Doolittle: DOJ is using me to take heat off Gonzales

The beleaguered congressman, whose home was searched in April, says there were political motivations behind the search.

Published May 7, 2007 3:14PM (EDT)

Rep. John Doolittle, R-Calif., is a victim. At least, that was the message of a guest column he wrote in a small paper in his district over the weekend. In the column, he describes with horror the results of a search warrant on his home:

"During the search, Julie was sequestered in the kitchen and not allowed to move without an escort. She was not even allowed to use the bathroom in our own home without an FBI agent escorting her there.

"Then, the agents systematically searched our home, removing every book, turning over every couch cushion and every pot and pan, and rummaging through every drawer, file cabinet, cupboard and closet."

Doolittle, who, along with his wife, has been entangled in the Jack Abramoff scandal, steadfastly maintains his innocence. The real culprit in this, he says, is the Department of Justice, which he believes timed a leak about the search to distract from the troubles of Attorney General Alberto Gonzales.

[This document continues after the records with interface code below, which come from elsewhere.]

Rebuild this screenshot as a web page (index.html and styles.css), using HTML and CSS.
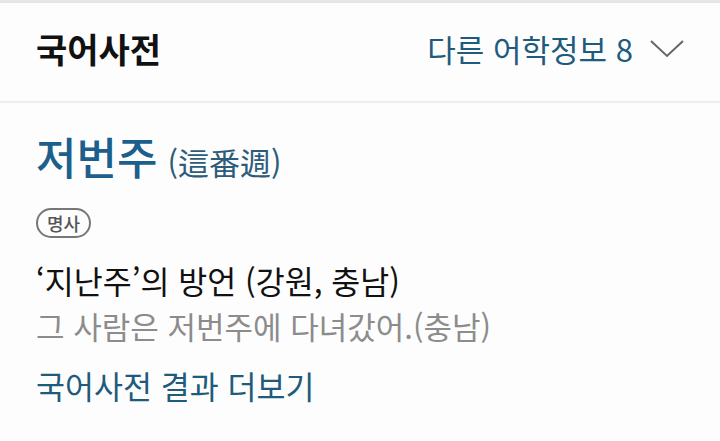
FILE: index.html
```html
<!DOCTYPE html>
<html lang="ko">
<head>
  <meta charset="UTF-8" />
  <meta name="viewport" content="width=device-width, initial-scale=1.0"/>
  <title>국어사전</title>
  <link rel="stylesheet" href="styles.css">
</head>
<body>

<div class="dict">
  <div class="dict-head">
    <h2>국어사전</h2>
    <a class="more-lang" href="#">
      다른 어학정보 8
      <svg class="chevron" width="34" height="20" viewBox="0 0 34 20">
        <path d="M1 2 L17 17 L33 2" fill="none" stroke="#666" stroke-width="2"/>
      </svg>
    </a>
  </div>

  <div class="entry">
    <div class="word">
      <span class="word-main">저번주</span>
      <span class="word-hanja">(這番週)</span>
    </div>
    <span class="pos">명사</span>
    <p class="meaning">‘지난주’의 방언 (강원, 충남)</p>
    <p class="example">그 사람은 저번주에 다녀갔어.(충남)</p>
    <a class="more-result" href="#">국어사전 결과 더보기</a>
  </div>
</div>

</body>
</html>
```

FILE: styles.css
```css
* { box-sizing: border-box; }
body {
  margin: 0;
  background: #fdfdfd;
  font-family: "Noto Sans CJK KR", "Noto Sans", sans-serif;
  color: #111;
}
a { text-decoration: none; }
.dict {
  border-top: 3px solid #e6e6e6;
}
.dict-head {
  display: flex;
  align-items: center;
  justify-content: space-between;
  height: 100px;
  padding: 0 36px 7px 36px;
  border-bottom: 2px solid #eeeeee;
}
.dict-head h2 {
  margin: 0;
  font-size: 34px;
  line-height: 44px;
  font-weight: 700;
  color: #111;
}
.more-lang {
  display: flex;
  align-items: center;
  gap: 17px;
  font-size: 31px;
  line-height: 44px;
  color: #1f5b7c;
}
.chevron { display: block; }
.entry {
  display: flex;
  flex-direction: column;
  align-items: flex-start;
  padding: 23px 36px 0;
}
.word {
  display: flex;
  align-items: baseline;
  gap: 10px;
  line-height: 60px;
}
.word-main {
  font-size: 44px;
  font-weight: 500;
  color: #1d5f8c;
}
.word-hanja {
  font-size: 31px;
  color: #2d5c7a;
}
.pos {
  margin-top: 16px;
  padding: 0 9px;
  border: 2px solid #777;
  border-radius: 16px;
  font-size: 18px;
  font-weight: 500;
  line-height: 26px;
  color: #555;
}
.meaning {
  margin: 19px 0 0;
  font-size: 31.5px;
  line-height: 46px;
  color: #111;
}
.example {
  margin: 0;
  font-size: 31px;
  line-height: 46px;
  color: #8c8c8c;
}
.more-result {
  margin-top: 13px;
  font-size: 31.5px;
  line-height: 46px;
  color: #1f5b7c;
}
```
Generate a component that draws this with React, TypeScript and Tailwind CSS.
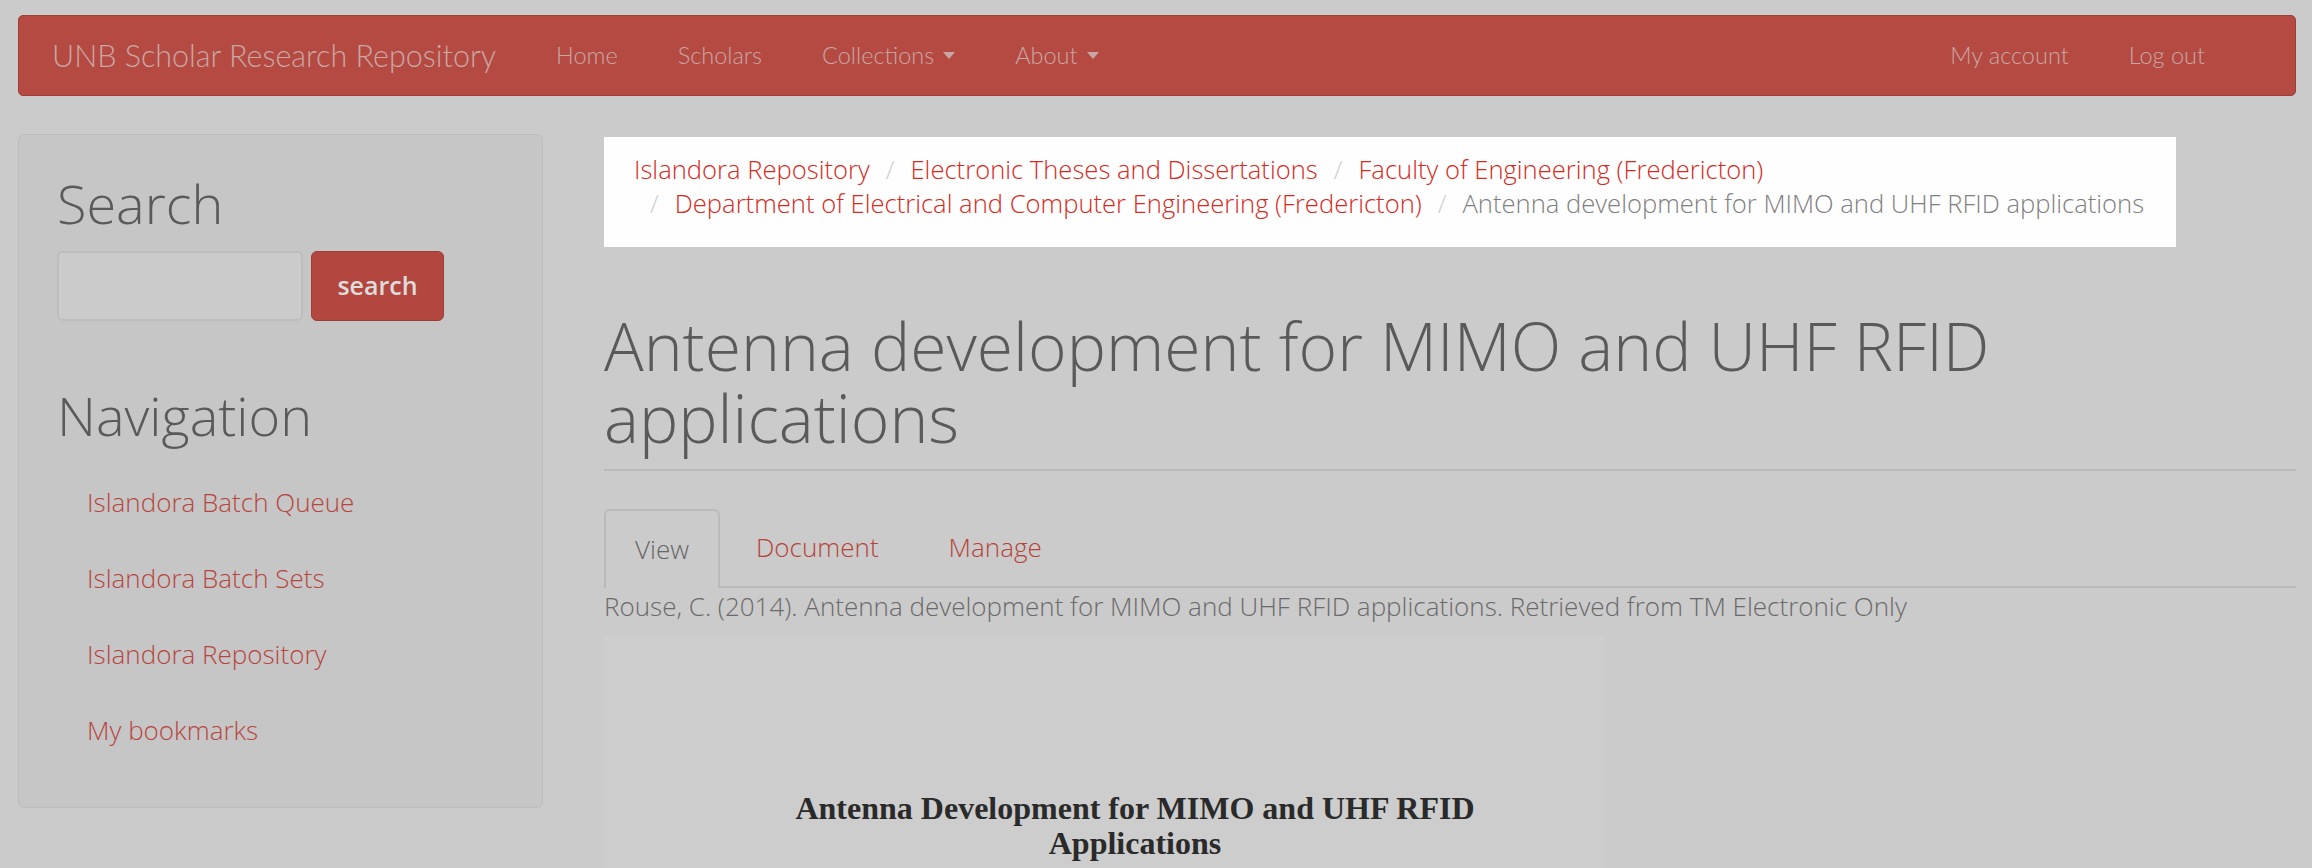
const navLinks = ['Islandora Batch Queue', 'Islandora Batch Sets', 'Islandora Repository', 'My bookmarks'];

const crumbs = [
  'Islandora Repository',
  'Electronic Theses and Dissertations',
  'Faculty of Engineering (Fredericton)',
  'Department of Electrical and Computer Engineering (Fredericton)',
];

const Caret = () => (
  <span className="ml-[9px] inline-block h-0 w-0 border-x-[6px] border-t-[7px] border-x-transparent border-t-[#c9a7a3] align-middle" />
);

export default function App() {
  return (
    <div className="h-[868px] overflow-hidden bg-[#cbcbcb] font-['Open_Sans',sans-serif]">
      {/* top bar */}
      <div className="pl-[18px] pr-[16px] pt-[15px]">
        <nav className="flex h-[81px] items-center rounded-[5px] border border-[#a03e38] bg-[#b54a43] pl-[33px] pr-[90px] font-['Lato',sans-serif] font-light text-[#c9a7a3]">
          <span className="text-[30.5px] leading-none">UNB Scholar Research Repository</span>
          <ul className="ml-[60px] flex items-center gap-[60px] text-[23.5px]">
            <li>Home</li>
            <li>Scholars</li>
            <li className="flex items-center">
              Collections
              <Caret />
            </li>
            <li className="flex items-center">
              About
              <Caret />
            </li>
          </ul>
          <ul className="ml-auto flex items-center gap-[60px] text-[23.5px]">
            <li>My account</li>
            <li>Log out</li>
          </ul>
        </nav>
      </div>

      <div className="flex items-start gap-[61px] pl-[18px] pr-[16px] pt-[38px]">
        {/* sidebar */}
        <aside className="w-[525px] shrink-0 rounded-[6px] border border-[#bdbdbd] bg-[#c6c6c6] pb-[39px] pl-[38px] pr-[30px] pt-[37px]">
          <h2 className="text-[54px] font-light leading-[62px] text-[#5a5a5a]">Search</h2>
          <div className="mt-[17px] flex gap-[8px]">
            <div className="h-[70px] w-[246px] rounded-[6px] border-2 border-[#bdbdbd] bg-[#cbcbcb]" />
            <button className="h-[70px] w-[133px] rounded-[6px] border border-[#9e3d37] bg-[#b3473f] text-[25px] font-semibold text-[#dcdcdc]">
              search
            </button>
          </div>
          <h2 className="mt-[63px] text-[54px] font-light leading-[62px] text-[#5a5a5a]">Navigation</h2>
          <ul className="mt-[18px]">
            {navLinks.map((l) => (
              <li key={l} className="py-[20px] pl-[30px] text-[26px] font-light leading-[36px] text-[#b8453e]">
                {l}
              </li>
            ))}
          </ul>
        </aside>

        {/* content */}
        <main className="min-w-0 flex-1">
          <ol className="mt-[3px] flex w-[1572px] flex-wrap bg-[#fefefe] pb-[26px] pl-[30px] pt-[16px] text-[25.6px] font-light leading-[34px]">
            {crumbs.map((c, i) => (
              <li key={c} className="flex">
                {i > 0 && <span className="px-[16px] text-[#cfcfcf]">/</span>}
                <span className="text-[#d8291c]">{c}</span>
              </li>
            ))}
            <li className="flex">
              <span className="px-[16px] text-[#cfcfcf]">/</span>
              <span className="text-[#808080]">Antenna development for MIMO and UHF RFID applications</span>
            </li>
          </ol>

          <h1 className="mt-[62px] border-b-2 border-[#bababa] pb-[16px] text-[66px] font-light leading-[72px] text-[#5a5a5a]">
            Antenna development for MIMO and UHF RFID applications
          </h1>

          <div className="mt-[38px] flex border-b-2 border-[#bababa] text-[26px] font-light leading-[33px]">
            <div className="-mb-[2px] w-[116px] rounded-t-[6px] border-2 border-b-0 border-[#bababa] bg-[#cbcbcb] py-[22px] text-center text-[#666666]">
              View
            </div>
            <div className="px-[36px] py-[22px] text-[#b8423a]">Document</div>
            <div className="px-[34px] py-[22px] text-[#b8423a]">Manage</div>
          </div>

          <p className="text-[26px] font-light leading-[36px] text-[#6a6a6a]">
            Rouse, C. (2014). Antenna development for MIMO and UHF RFID applications. Retrieved from TM Electronic Only
          </p>

          <div className="mt-[12px] h-[300px] w-[1000px] bg-[#cdcdcd] pl-[62px] pt-[155px] text-center font-['Liberation_Serif',serif] text-[32px] font-bold leading-[35px] text-[#2a2a2a]">
            <div>Antenna Development for MIMO and UHF RFID</div>
            <div>Applications</div>
          </div>
        </main>
      </div>
    </div>
  );
}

"I do not believe it was a coincidence that the leak came the day before Attorney General Alberto Gonzales testified before Congress on charges that his office was overly partisan in its firing of eight U.S. Attorneys," Doolittle writes. "In my mind, these events clearly indicate that there was more behind the search of our home than the pursuit of justice. As such and while my political opponents work to exploit this incident to further propagate speculation of my guilt, I ask my constituents to withhold judgment and stand with me in protecting my right and that of my wife to the presumption of innocence while we work to ensure that the truth is revealed."

By Alex Koppelman

Alex Koppelman is a staff writer for Salon.